Russia will ship fuel to a controversial atomic power plant it is building in Iran by March under an agreement signed Tuesday — a deal that should allay Iranian suspicions that Moscow is dragging its feet and add to Western fears over Tehran’s nuclear ambitions.

With the European Union’s foreign policy chief slated to meet Iran’s top nuclear negotiator soon for talks on a six-nation incentive package, the agreement signed by senior Russian and Iranian nuclear officials represents a small victory for Iran, which insists its nuclear efforts are peaceful and aimed solely at generating electricity.

Iran says it needs enrichment to produce fuel for electricity-generating nuclear reactors. Enrichment can also create weapons-grade material, however, and the United States and other nations have accused Tehran of seeking to develop nuclear weapons.

Britain, France, Germany, the United States, China and Russia are hoping Tehran will agree quickly to suspend uranium enrichment after it missed an Aug. 31 Security Council deadline and return to negotiations. But they are considering U.N. sanctions if it does not.

80 tons of fuel
Russian news agencies reported that Sergei Shmatko, head of the state-run company Atomstroiexport, and Mahmoud Hanatian, vice president of Iran’s Atomic Energy Organization, signed an additional protocol setting out a time frame for starting up the $800 million Bushehr plant — Iran’s first.

“The document provides for supplying Russian fuel for the atomic energy plant in March, physical startup in September 2007 and electric generation by November 2007,” Hanatian was quoted as saying by ITAR-Tass.

Shmatko said about 80 tons of fuel would be supplied, according to Interfax and ITAR-Tass.

Western nations fear Tehran could try to divert nuclear fuel used at the Bushehr plant and seek to enrich it further for potential use in a weapon.

To try to ease Western concerns over Bushehr, Russia has agreed with Iran that Tehran will ship spent fuel back to Russia. However, Iran has resisted Russia’s proposal to conduct all of Iran’s uranium enrichment on Russian soil.

Later, at a meeting with Russian Security Council secretary Igor Ivanov, Iranian Vice President Gholamreza Aghazadeh said Tehran was satisfied with the agreement.
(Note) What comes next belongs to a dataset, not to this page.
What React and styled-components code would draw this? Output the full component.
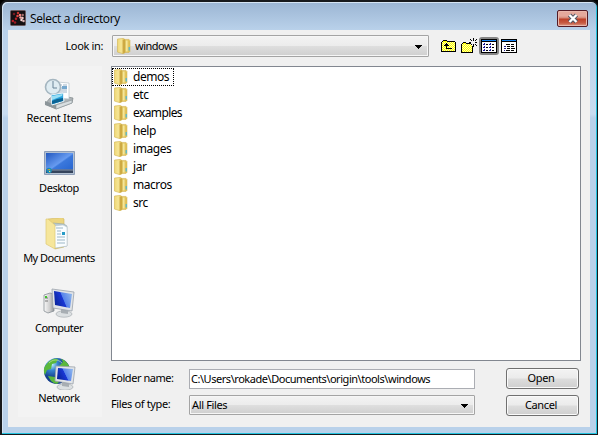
import React from 'react';
import styled, { createGlobalStyle } from 'styled-components';

const Global = createGlobalStyle`
  *{box-sizing:border-box}
  body{margin:0;background:#000;overflow:hidden}
  button,input{font:inherit;color:inherit;margin:0;padding:0}
`;
const Window = styled.main`
  width:598px;height:435px;padding:0 7px 7px 6px;display:flex;flex-direction:column;
  border:solid #17191c;border-width:2px 1px 1px 2px;border-radius:7px 7px 0 0;
  background:linear-gradient(#9bb5d3 0,#b9d1ea 28px,#c9dcf0 112px,#b9d1ea 116px);
  box-shadow:inset -1px -1px #24c3df,inset 1px 1px #d5e4f3;
  color:#000;font:11px/14px "Noto Sans",sans-serif;
`;
const TitleBar = styled.header`
  height:28px;flex:none;display:flex;align-items:center;padding:4px 2px 0;
`;
const Title = styled.h1`
  margin:0 auto 0 4px;padding-top:2px;font:12px/16px "Open Sans",sans-serif;letter-spacing:${p => p.$ls}px;white-space:nowrap;
`;
const Close = styled.button`
  width:31px;height:17px;align-self:flex-start;margin-top:4px;border:1px solid #541b26;border-radius:2px;
  background:linear-gradient(#e5a99c 0 5px,#d58876 7px,#bd4028 8px,#c75b43 12px,#de9b88);
  box-shadow:inset 0 0 0 1px #e9b7ac;display:grid;place-items:center;
`;
const Client = styled.section`
  width:582px;height:397px;background:#f0f0f0;display:grid;
  grid-template-columns:84px 478px;column-gap:9px;grid-template-rows:31px 351px;padding:5px 0 0 10px;
`;
const Toolbar = styled.div`grid-column:1/-1;display:flex;align-items:flex-start;`;
const Label = styled.label`
  width:${p => p.$w}px;text-align:${p => p.$right ? 'right' : 'left'};letter-spacing:${p => p.$ls || 0}px;
  white-space:nowrap;flex:none;padding-top:${p => p.$top || 0}px;margin-right:${p => p.$mr || 0}px;
`;
const Combo = styled.div`
  width:${p => p.$w}px;height:${p => p.$h}px;display:flex;align-items:center;border:1px solid #a4a4a4;border-radius:1px;
  background:linear-gradient(#f3f3f3,#ececec 48%,#dedede 52%,#cfcfcf);box-shadow:inset 0 0 0 1px #f6f6f6;
  padding:0 5px 0 ${p => p.$pad}px;letter-spacing:${p => p.$ls || 0}px;
  >svg:last-child{margin-left:auto;margin-top:3px}
  >span{margin-left:${p => p.$gap || 0}px}
`;
const Tools = styled.div`display:flex;margin-left:10px;align-items:center;height:22px;`;
const Tool = styled.button`
  width:20px;height:18px;border:${p => p.$on ? '2px solid #858585' : '0'};border-radius:3px;
  background:${p => p.$on ? '#e8e8e8' : 'transparent'};display:grid;place-items:center;
`;
const Places = styled.nav`background:#f3f3f3;height:351px;display:flex;flex-direction:column;padding-right:2px;`;
const Place = styled.button`
  height:70px;flex:none;border:0;padding-top:12px;background:transparent;display:flex;flex-direction:column;align-items:center;justify-content:flex-start;
  letter-spacing:${p => p.$ls}px;white-space:nowrap;
  svg{flex:none;margin:0 0 1px 2px}
`;
const Body = styled.div`display:flex;flex-direction:column;`;
const List = styled.ul`
  margin:0;padding:1px 0;list-style:none;width:470px;height:295px;background:#fff;border:1px solid #828790;
  font:12px/18px "Noto Sans",sans-serif;
`;
const Item = styled.li`
  width:62px;height:18px;display:flex;align-items:center;white-space:nowrap;letter-spacing:${p => p.$ls}px;
  outline:${p => p.$focus ? '1px dotted #000' : 'none'};outline-offset:-1px;
  svg{margin:0 5px 0 2px;flex:none}
`;
const FormRow = styled.div`display:flex;width:468px;margin-top:${p => p.$mt}px;height:22px;`;
const Field = styled.input`
  width:286px;height:20px;margin-top:1px;border:1px solid #abadb3;background:#fff;outline:0;padding:0 1px 1px;letter-spacing:${p => p.$ls}px;
`;
const Action = styled.button`
  width:73px;height:21px;margin-left:auto;border:1px solid #707070;border-radius:3px;padding:0 3px 2px 0;
  background:linear-gradient(#f3f3f3,#ebebeb 48%,#ddd 52%,#cfcfcf);box-shadow:inset 0 0 0 1px #fafafa;letter-spacing:${p => p.$ls}px;
`;

const Arrow = () => <svg width="9" height="5" shapeRendering="crispEdges"><path d="M1 0H8V1H7V2H6V3H5V4H4V3H3V2H2V1H1Z" /></svg>;
const Folder = () => (
  <svg width="14" height="16" viewBox="0 0 14 16">
    <defs><linearGradient id="fold"><stop stopColor="#efd775" /><stop offset=".5" stopColor="#f6e696" /><stop offset="1" stopColor="#d6b144" /></linearGradient></defs>
    <path d="M6 1.4h6l1 1v11l-1 1H6Z" fill="#e2c45c" stroke="#cfae4b" strokeWidth=".5" />
    <path d="M8.6 2.5h2v11h-2Z" fill="#f5e699" />
    <path d="m.5 1 6-.6L8 1.7v13l-2 1-5.5-1.6Z" fill="url(#fold)" stroke="#d2b34b" strokeWidth=".6" />
    <path d="m5.7 2 2-.5v13l-2 1Z" fill="#c39b32" opacity=".65" /><path d="M12.2 9v3.6" stroke="#45b8e2" strokeWidth="1.2" />
  </svg>
);
const AppIcon = () => (
  <svg width="16" height="16" viewBox="0 0 16 16"><rect x=".5" y=".5" width="15" height="15" rx="1" fill="#141013" stroke="#6b5b60" />
    {[[2.8, 11, '#b61e29'], [5, 12.6, '#9b1822'], [4, 4, '#791a22'], [6, 8.8, '#b92329'], [8, 3, '#c7352d'], [7.5, 6, '#e84744'], [10, 5, '#f08480'], [10.5, 7.5, '#f7aaa5'], [12.7, 5, '#a4706b'], [12.5, 8, '#f4c4c2'], [11.5, 10, '#f8dad8'], [13.5, 11, '#d8b1b2']].map(([x, y, c]) => <circle key={`${x}-${y}`} cx={x} cy={y} r="1.25" fill={c} />)}
  </svg>
);
const CloseIcon = () => <svg width="12" height="11" viewBox="0 0 12 11"><path d="m2.5 2 7 7m0-7-7 7" stroke="#515766" strokeWidth="4.4" /><path d="m2.5 2 7 7m0-7-7 7" stroke="#fff" strokeWidth="2.4" /></svg>;
const Speckles = ({ x, y, w, h }) => {
  const cells = [];
  for (let r = 0; r < h; r++) for (let c = r % 2; c < w; c += 2) cells.push(`M${x + c} ${y + r}h1v1h-1Z`);
  return <path d={cells.join('')} fill="#ffffb4" />;
};
const UpIcon = () => <svg width="16" height="14" shapeRendering="crispEdges"><path d="M1 3h13v9H1ZM2 2h4v1H2Z" fill="#ffff00" /><Speckles x={1} y={3} w={13} h={9} /><path d="M2 1h4v1H2ZM1 2h1v1H1ZM6 2h8v1H6ZM0 3h1v10H0ZM14 3h1v10h-1ZM0 12h15v1H0Z" /><path d="M5 4h1v6H5ZM5 9h6v1H5ZM4 5h3v1H4ZM3 6h5v1H3Z" /></svg>;
const NewIcon = () => <svg width="16" height="16" shapeRendering="crispEdges"><path d="M1 6h10v8H1ZM2 5h3v1H2Z" fill="#ffff00" /><Speckles x={1} y={6} w={10} h={8} /><path d="M2 4h3v1H2ZM1 5h1v1H1ZM5 5h5v1H5ZM0 6h1v9H0ZM11 8h1v7h-1ZM0 14h12v1H0Z" /><path d="M12 0h1v3h-1ZM12 6h1v3h-1ZM8 4h2v1H8ZM14 4h2v1h-2ZM9 1h1v1H9ZM10 2h1v1h-1ZM15 1h1v1h-1ZM14 2h1v1h-1ZM10 6h1v1h-1ZM14 6h1v1h-1ZM15 7h1v1h-1Z" /></svg>;
const ViewIcon = ({ detail }) => (
  <svg width="16" height="14" shapeRendering="crispEdges"><path d="M0 0h16v14H0Z" /><path d="M1 3h14v10H1Z" fill="#fff" /><path fill="#1685f5" d="M1 1h14v1H1Z" />
    {detail ? <><path d="M5 5h4v1H5ZM10 5h3v1h-3ZM6 7h3v1H6ZM10 7h3v1h-3ZM6 9h3v1H6ZM10 9h4v1h-4ZM5 11h4v1H5ZM10 11h3v1h-3Z" /><path d="M3 7h2v1H3ZM3 9h2v1H3ZM3 11h1v1H3Z" fill="#20208c" /></> : <><path d="M5 5h2v1H5ZM11 5h2v1h-2ZM5 8h2v1H5ZM11 8h2v1h-2ZM5 11h2v1H5ZM11 11h2v1h-2Z" /><path d="M3 4h1v1H3Zm-1 1h2v1H2Zm7-1h1v1H9ZM8 5h2v1H8ZM3 7h1v1H3ZM2 8h2v1H2Zm7-1h1v1H9ZM8 8h2v1H8Zm-5 2h1v1H3Zm-1 1h2v1H2Zm7-1h1v1H9Zm-1 1h2v1H8Z" fill="#191999" /></>}
  </svg>
);
const Grads = () => <defs><linearGradient id="screen" x1="0" y1=".7" x2="1" y2=".3"><stop stopColor="#09249a" /><stop offset=".5" stopColor="#1a38d5" /><stop offset=".54" stopColor="#5683eb" /><stop offset="1" stopColor="#8bb3ec" /></linearGradient><linearGradient id="metal"><stop stopColor="#f9f9f9" /><stop offset=".6" stopColor="#ccc" /><stop offset="1" stopColor="#8d9297" /></linearGradient></defs>;
const PlaceIcon = ({ kind }) => {
  if (kind === 'recent') return <svg width="32" height="32" viewBox="0 0 32 32"><path d="m6 20 7-3 16 3-1 5-16 6-11-5Z" fill="#aeb4b7" stroke="#7e868a" strokeWidth=".7" /><path d="m1 23 11 4v4L1 27Z" fill="#8c9599" /><path d="m12 27 16-5v3l-16 6Z" fill="#d9dfe1" stroke="#899399" strokeWidth=".6" /><path d="m13 4 12 1v16l-12-1Z" fill="#fff" stroke="#b6c2c9" strokeWidth=".7" /><path d="M15 7h3m1 0h4M15 10h8M15 12h8M15 14h8" stroke="#9eb4c6" /><path fill="#76a8ce" d="M18 8h5v3h-5Z" /><circle cx="9" cy="9" r="7.5" fill="#dfecf2" stroke="#a5b6c0" strokeWidth="1.6" /><path d="M9 3v7h4" fill="none" stroke="#688397" /><path d="m7 17 12-2 1 8-12 4Z" fill="#2aa4dd" stroke="#e8f3f9" /><path d="m8 23 5-2 6-1v3l-11 3Z" fill="#0b6394" /><path d="m8 18 10-2v2l-10 4Z" fill="#97def5" /></svg>;
  if (kind === 'desktop') return <svg width="32" height="32" viewBox="0 1 32 32"><defs><linearGradient id="desk" x1="0" y1="0" x2="1" y2="1"><stop stopColor="#2257bf" /><stop offset=".5" stopColor="#679bf0" /><stop offset=".55" stopColor="#3b78dc" /><stop offset="1" stopColor="#2463ce" /></linearGradient></defs><path d="M.5 4.5h30v23H.5Z" fill="#b2c0d1" stroke="#8e9eb7" /><path d="M2 6h27v19H2Z" fill="url(#desk)" /><path d="M2 22.5h27V26H2Z" fill="#34435b" /><path d="M7 23h22" stroke="#8795a9" /><circle cx="5" cy="23.5" r="2.8" fill="#1689bb" /><path d="M3.7 22h1.1v1.2H3.7Z" fill="#f47b29" /><path d="M5 22h1.2v1.2H5Z" fill="#94d42d" /><path d="M5 24h1.2v1H5Z" fill="#ffe458" /></svg>;
  if (kind === 'documents') return <svg width="32" height="32" viewBox="0 0 32 32"><path d="M4 1 18-.5 20 1v28L11 31Z" fill="#ecd57e" stroke="#d1b75d" strokeWidth=".6" /><path d="m9 5 11 1 3 2v20l-12 2Z" fill="#b9cbd1" stroke="#8b9da3" strokeWidth=".5" /><path d="m10 8 9-1 4 2v19l-12 2Z" fill="#f9fdff" stroke="#b7c3c9" strokeWidth=".5" /><path d="M12 10h7M13 13h4M13 16h4M13 19h8M13 22h8M13 25h8" stroke="#9db7c7" /><path d="M18 14h3v3h-3Z" fill="#279bc7" /><path d="M2 1h2l7 6v24l-9-5Z" fill="#f6e69b" stroke="#dec873" strokeWidth=".7" /></svg>;
  const network = kind === 'network';
  return <svg width="34" height="32" viewBox="0 0 34 32"><Grads />
    {network ? <><defs><radialGradient id="globe" cx=".3" cy=".25"><stop stopColor="#c3f4ff" /><stop offset=".45" stopColor="#3684cf" /><stop offset="1" stopColor="#143f8d" /></radialGradient></defs><circle cx="14" cy="13" r="13" fill="url(#globe)" /><path d="M3 7c4-6 9-7 12-6l-2 4-4 1-1 5-4 1-2 5C0 13 1 9 3 7Zm15-6c5 1 9 6 9 12l-3 5-2-7-6-3 4-4ZM5 18l7 1 4 5-2 2C9 25 7 22 5 18Z" fill="#5ab83c" /><path d="M6 5c4-4 9-4 13 0" stroke="#d1f2ad" fill="none" opacity=".6" /></> : <><path d="m1 7 6-2 4 1v17l-6 2-4-2Z" fill="url(#metal)" stroke="#888f96" strokeWidth=".8" /><path d="M2 10h3M2 13h3" stroke="#777" /><path d="M3 8v2" stroke="#40c22b" strokeWidth="2" /></>}
    <g transform={network ? 'translate(1 4)' : 'translate(0 1)'}><ellipse cx="21" cy="25" rx="8" ry="3.2" fill="#dce0e2" stroke="#a8adb1" strokeWidth=".7" /><path d="m18 19 7 1v5l-7-1Z" fill="#a8aeb3" /><path d={network ? 'm12 4 19 1-2 17-18-3Z' : 'M9 0 31 3l-2 19-19-3Z'} fill="#e1e4e7" stroke="#9ba2ab" strokeWidth=".8" /><path d={network ? 'm14 6 15 1-2 12-14-2Z' : 'm11 2 18 3-2 14-15-3Z'} fill="url(#screen)" /></g>
  </svg>;
};

const places = [['recent', 'Recent Items', -.22], ['desktop', 'Desktop', -.4], ['documents', 'My Documents', -.5], ['computer', 'Computer', -.55], ['network', 'Network', -.4]];
const folders = ['demos', 'etc', 'examples', 'help', 'images', 'jar', 'macros', 'src'];
export default function App() {
  return <><Global /><Window>
    <TitleBar><AppIcon /><Title $ls={-.35}>Select a directory</Title><Close aria-label="Close"><CloseIcon /></Close></TitleBar>
    <Client>
      <Toolbar><Label $w={85} $mr={9} $ls={-.35} $right $top={4}>Look in:</Label><Combo $w={317} $h={22} $pad={4} $gap={4} $ls={-.5}><Folder /><span>windows</span><Arrow /></Combo>
        <Tools><Tool aria-label="Up one level"><UpIcon /></Tool><Tool aria-label="New folder"><NewIcon /></Tool><Tool $on aria-label="List"><ViewIcon /></Tool><Tool aria-label="Details"><ViewIcon detail /></Tool></Tools>
      </Toolbar>
      <Places>{places.map(([kind, name, ls]) => <Place key={kind} $ls={ls}><PlaceIcon kind={kind} />{name}</Place>)}</Places>
      <Body><List>{folders.map((name, i) => <Item key={name} $focus={i === 0} $ls={name === 'examples' ? -.6 : -.45}><Folder />{name}</Item>)}</List>
        <FormRow $mt={7}><Label $w={78} $top={3} $ls={-.45}>Folder name:</Label><Field $ls={-.46} defaultValue="C:\Users\rokade\Documents\origin\tools\windows" /><Action $ls={-.4}>Open</Action></FormRow>
        <FormRow $mt={5}><Label $w={78} $top={2} $ls={-.37}>Files of type:</Label><Combo $w={286} $h={20} $pad={2} $ls={-.35}><span>All Files</span><Arrow /></Combo><Action $ls={-.35}>Cancel</Action></FormRow>
      </Body>
    </Client>
  </Window></>;
}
“We reached a good agreement ... on completing construction of the atomic energy plant at Bushehr, including agreement on a concrete date for directing atomic fuel to Iran,” said Aghazadeh, who is head of Iran’s nuclear organization.

Ivanov insisted again on a diplomatic solution to international concerns over Tehran’s nuclear program and said Moscow would comply with its terms of the deal for the Bushehr plant.

“We will strictly fulfill our obligations,” he said.

“We consider it necessary that Iran should be guaranteed the right to peacefully develop nuclear energy ... and also to remove the concerns of the international community regarding obligations under the nonproliferation regime,” Ivanov told Aghazadeh.

More talks soon
Javier Solana, the EU’s foreign policy chief, and Ali Larijani, Iran’s top nuclear negotiator, are scheduled to hold another round of talks soon over a package of incentives put forward by the six key nations if Tehran agrees to suspend its enrichment program and return to full-scale negotiations.

Anton Khlopkov, a nonproliferation analyst and deputy director of the Moscow-based PIR Center, said Tuesday’s agreement was most important from Iran’s perspective — both for reasons of prestige but also because it had long pushed Russia to agree on a firm date to supply the fuel.

He said once the fuel is delivered to Bushehr, new International Atomic Energy Agency requirements will come into force, including greater surveillance of the reactor operations. That would make an attack of Bushehr — for example, by U.S. or Israeli forces — much less likely, he said, since IAEA inspectors would have more access to the facilities.